Oidupaa claimed to have been interested in music since before birth, as his mother played records performed by Klavdiya Shulzhenko, Pyotr Leshchenko, and Leonid Utesov. He said these helped him understand how "the entire universe is filled with music." Before becoming skilled in the bayan, a type of accordion originating from the Russian Empire, Oidupaa was very skilled at the chadagan. His first accordion was gifted to him by his father, which his father had purchased during a trip to Moscow. With time, Oidupaa taught himself how to play it. He also taught his sister to play the accordion, which she abandoned following her marriage.

== Probation and imprisonment ==
At the age of 21, Oidupaa was first sentenced to five years of probation after striking a man in the head. According to Oidupaa, he was breaking up a bloody domestic quarrel between a drunk husband and wife before the husband threw a brick at him, which Oidupaa then took and struck him back with. This later became a prison sentence after the wife wrote a statement claiming Oidupaa had beat her with intent to rape her—a claim Oidupaa rejected, believing the husband had forced her to write the statement. Oidupaa was sentenced to seven years in a high-security labor camp in Ak-Dovurak. He was released alongside many others in 1977 after an amnesty was given in honor of the October Revolution.

Later, Oidupaa was sentenced to ten years in prison in the Kyzyl labor camp for attempting to rape the niece of the former district attorney. Oidupaa recounts having given the former attorney and his niece a ride to a wedding going on nearby on his motorcycle. He claims the sentence was motivated by slander. During his time in prison, he learned to read the magazine Agitator. One issue contained the address to the Krupskaya Correspondence University of Culture, which he sent money to for courses. He would graduate from the university with honors. He was released in 1988.

Finding fame in the early 1990s, Oidupaa was able to perform some concerts in Sweden and Switzerland thanks to a fan from the latter. It is believed he was imprisoned for his third sentence following his return to Tuva, during which he mastered his style.

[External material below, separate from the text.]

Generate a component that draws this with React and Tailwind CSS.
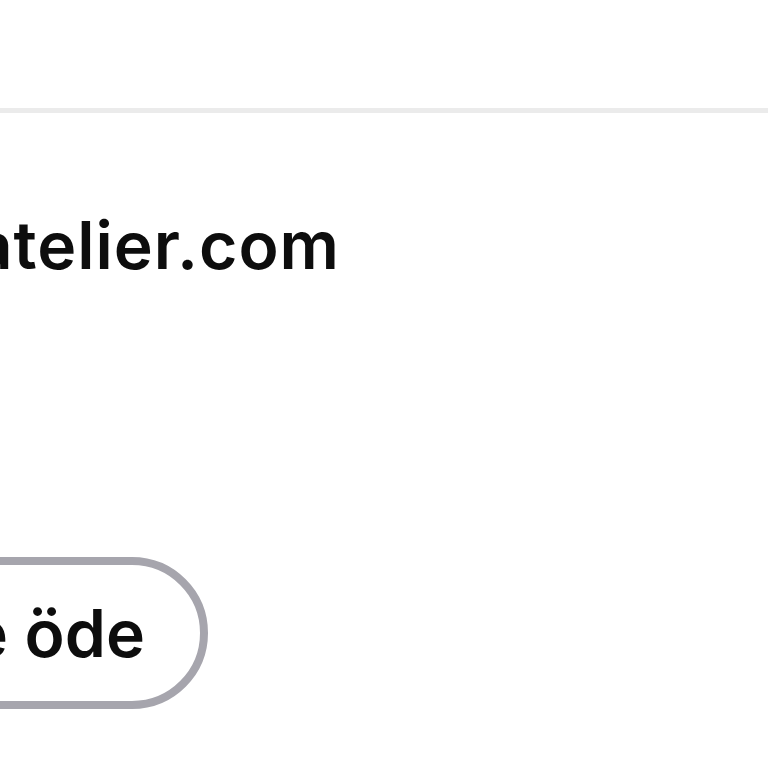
export default function App() {
  return (
    <main
      className="h-[768px] w-[768px] overflow-hidden bg-white text-[#0d0d0d]"
      style={{ fontFamily: 'Inter, "Noto Sans", sans-serif' }}
    >
      <div className="h-[108px]" />
      <div className="h-[5px] bg-[#ebebeb]" />

      <div className="flex w-[340px] justify-end pt-[99px]">
        <div className="whitespace-nowrap text-[66px] font-semibold leading-[66px] tracking-[1px]">
          info@atelier.com
        </div>
      </div>

      <div className="mt-[279px] flex w-[208px] justify-end">
        <button className="flex h-[152px] shrink-0 items-center whitespace-nowrap rounded-full border-[8px] border-[#a6a5ad] bg-white pl-[60px] pr-[55px] text-[66px] font-semibold leading-none">
          Güvenle öde
        </button>
      </div>
    </main>
  );
}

However, upon his return from Sweden in 1991, he was imprisoned for a third time for 15 years in labor camps in Zlatoust, where he served his first five years, and Kemerovo Oblast, where he served the last ten, for three counts of murder and one count of corruption of a minor. He claims that he had visited a paralyzed woman in her home to perform with her at the suggestion of his siblings before she asked him to marry her daughter. Upon his refusal, he was sentenced. During his incarceration, he was employed as a graphic designer, where he rewrote much of the criminal code; he derived these skills from his education gained at the Kyzyl camp. He was released slightly ahead of the end of his sentence in January 2006, at age 56.

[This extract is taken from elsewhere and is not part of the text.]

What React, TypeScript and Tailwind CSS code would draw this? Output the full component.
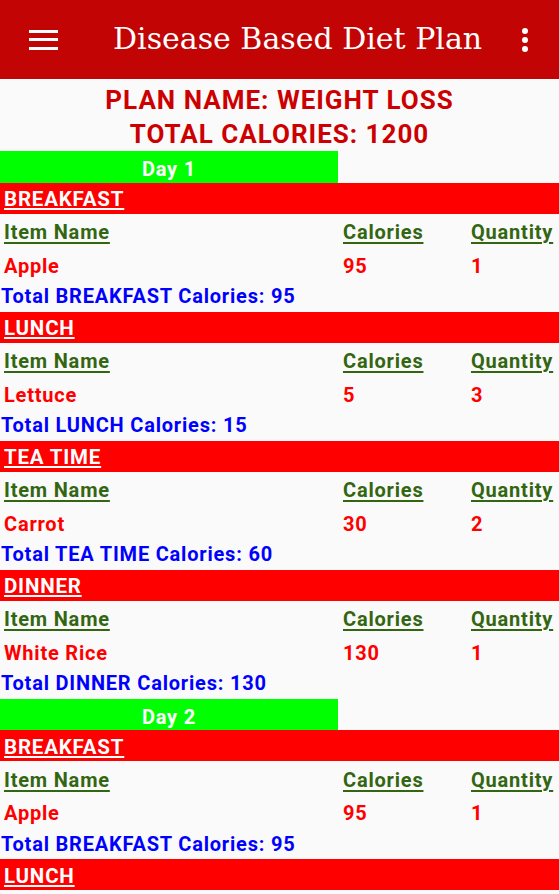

He was imprisoned for a total of 33 years, over half of his life. However, his sentences remains a heavily debated topic, as he claimed to maintain innocence throughout his life. Furthermore, political differences with authorities may have contributed to unfair bias towards his imprisonment, but these claims are contested. The timeline of his imprisonment remains vague, as even those in contact with Oidupaa claimed that he may have been imprisoned between two and three times for seven, eight, and fifteen years, respectively.

== Musical career ==

=== 1970–2006: Imprisonment and Divine Music from a Jail ===
During his time in the labor camps he learned to play the bayan, a prison-style accordion with only buttons, and developed his unique style of kargyraa. In 1999, Oidupaa released his debut album, Divine Music from Jail. According to his words, the album was recorded in the office of the prison warden.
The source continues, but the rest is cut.